The system is expected to last 25-30 years, and after the payback period, the business will continue to benefit from virtually free electricity. If we assume annual inflation in energy costs of around 2%, the savings and ROI would improve over time, making the system even more profitable in the long term.
Key Takeaways
- Upfront Tax Incentives: The federal 30% tax credit significantly reduces the initial cost of the system, making the investment more financially viable.
- Cost Savings: The 100 kW solar system can save the facility around $17,280 per year in energy costs, reducing operating expenses and improving the bottom line.
- Accelerated Depreciation: The facility can benefit from accelerated depreciation (CCA), further improving cash flow and reducing taxable income in the first few years.
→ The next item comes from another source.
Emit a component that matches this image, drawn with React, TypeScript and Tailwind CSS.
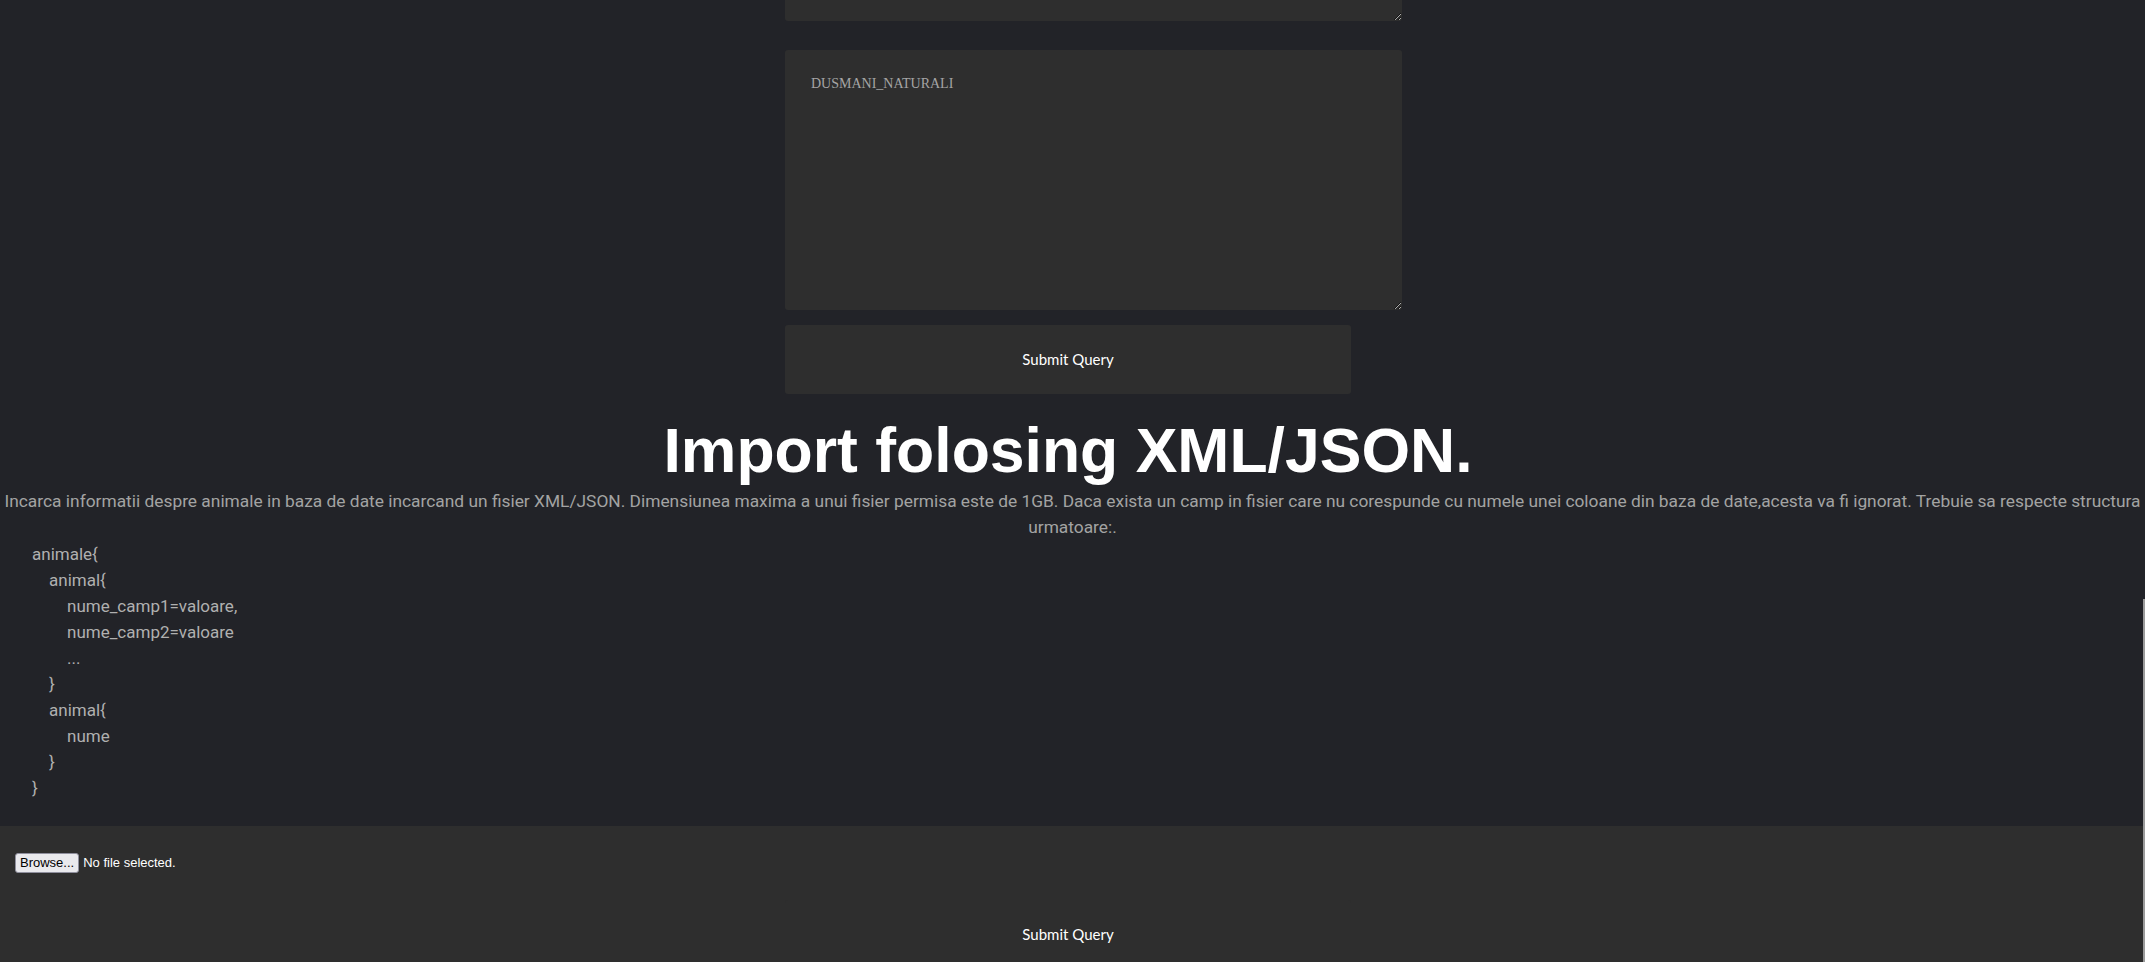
import React from "react";

const codeLines: { text: string; level: number }[] = [
  { text: "animale{", level: 0 },
  { text: "animal{", level: 1 },
  { text: "nume_camp1=valoare,", level: 2 },
  { text: "nume_camp2=valoare", level: 2 },
  { text: "...", level: 2 },
  { text: "}", level: 1 },
  { text: "animal{", level: 1 },
  { text: "nume", level: 2 },
  { text: "}", level: 1 },
  { text: "}", level: 0 },
];

const indent = ["pl-0", "pl-[17px]", "pl-[35px]"];

export default function App() {
  return (
    <div className="min-h-[962px] overflow-hidden bg-[#222328] font-['Roboto',sans-serif]">
      {/* query form (scrolled, top textarea cut off) */}
      <div className="flex justify-center pr-[9px]">
        <form className="flex w-[566px] flex-col">
          <textarea
            className="-mt-[239px] h-[260px] w-[617px] rounded-[3px] bg-[#2e2e2e] px-[26px] py-[23px] font-['Liberation_Serif',serif] text-[14px] text-[#aaaaaa] outline-none placeholder:text-[#a5a5a5]"
            placeholder="DENUMIRE"
          />
          <textarea
            className="mt-[29px] h-[260px] w-[617px] rounded-[3px] bg-[#2e2e2e] px-[26px] py-[23px] font-['Liberation_Serif',serif] text-[14px] text-[#aaaaaa] outline-none placeholder:text-[#a5a5a5]"
            placeholder="DUSMANI_NATURALI"
          />
          <button
            type="button"
            className="mt-[15px] h-[69px] w-[566px] rounded-[3px] bg-[#2e2e2e] font-['Lato',sans-serif] text-[15px] text-white"
          >
            Submit Query
          </button>
        </form>
      </div>

      <h1 className="mt-[19px] pr-[9px] text-center font-['Liberation_Sans',Arial,sans-serif] text-[62.5px] font-bold leading-[75px] text-white">
        Import folosing XML/JSON.
      </h1>
      <p className="-mx-[10px] text-center text-[17.35px] leading-[26px] text-[#a3a3a3]">
        Incarca informatii despre animale in baza de date incarcand un fisier XML/JSON. Dimensiunea maxima a unui fisier permisa este de 1GB. Daca exista un camp in fisier care nu corespunde cu numele unei coloane din baza de date,acesta va fi ignorat. Trebuie sa respecte structura urmatoare:.
      </p>

      <div className="mt-[1px] pl-[32px] text-[17px] leading-[26px] text-[#b0b0b0]">
        {codeLines.map((l, i) => (
          <div key={i} className={indent[l.level]}>
            {l.text}
          </div>
        ))}
      </div>

      {/* import form */}
      <form className="mt-[25px] bg-[#2e2e2e] pt-[27px]">
        <div className="flex items-center gap-[4px] pl-[15px] font-['Liberation_Sans',Arial,sans-serif] text-[13px]">
          <span className="flex h-[20px] items-center rounded-[3px] border border-[#8f8f9d] bg-[#e9e9ed] px-[4px] text-black">
            Browse...
          </span>
          <span className="text-white">No file selected.</span>
        </div>
        <div className="flex justify-center pr-[9px] pt-[27px]">
          <button
            type="button"
            className="h-[69px] w-[566px] rounded-[3px] bg-[#2e2e2e] font-['Lato',sans-serif] text-[15px] text-white"
          >
            Submit Query
          </button>
        </div>
      </form>

      {/* scrollbar thumb at the right edge */}
      <div className="fixed right-0 top-[599px] bottom-0 w-[2px] bg-[#9b9b9b]" />
    </div>
  );
}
- Long-Term Investment: After an initial payback period of about 10 years, the system continues to generate free electricity for another 15-20 years, providing ongoing savings.
- Environmental Impact: Solar power helps the facility reduce its carbon footprint, contributing to sustainability goals and enhancing corporate reputation.
Why Solar Makes Sense for Ontario Manufacturers
For manufacturers in Ontario, investing in solar energy is a win-win. The combination of federal tax incentives, net metering credits, and long-term energy savings makes solar an attractive option for reducing energy costs and improving profitability.
By switching to solar, manufacturers can cut their reliance on the utility grid, stabilize energy costs, and benefit from predictable returns on their investment. Additionally, the long lifespan of solar panels (typically 25-30 years) ensures that the initial investment continues to pay dividends long after the payback period.
This case study shows that solar can be a highly effective strategy for reducing operating expenses, increasing profitability, and contributing to long-term sustainability goals.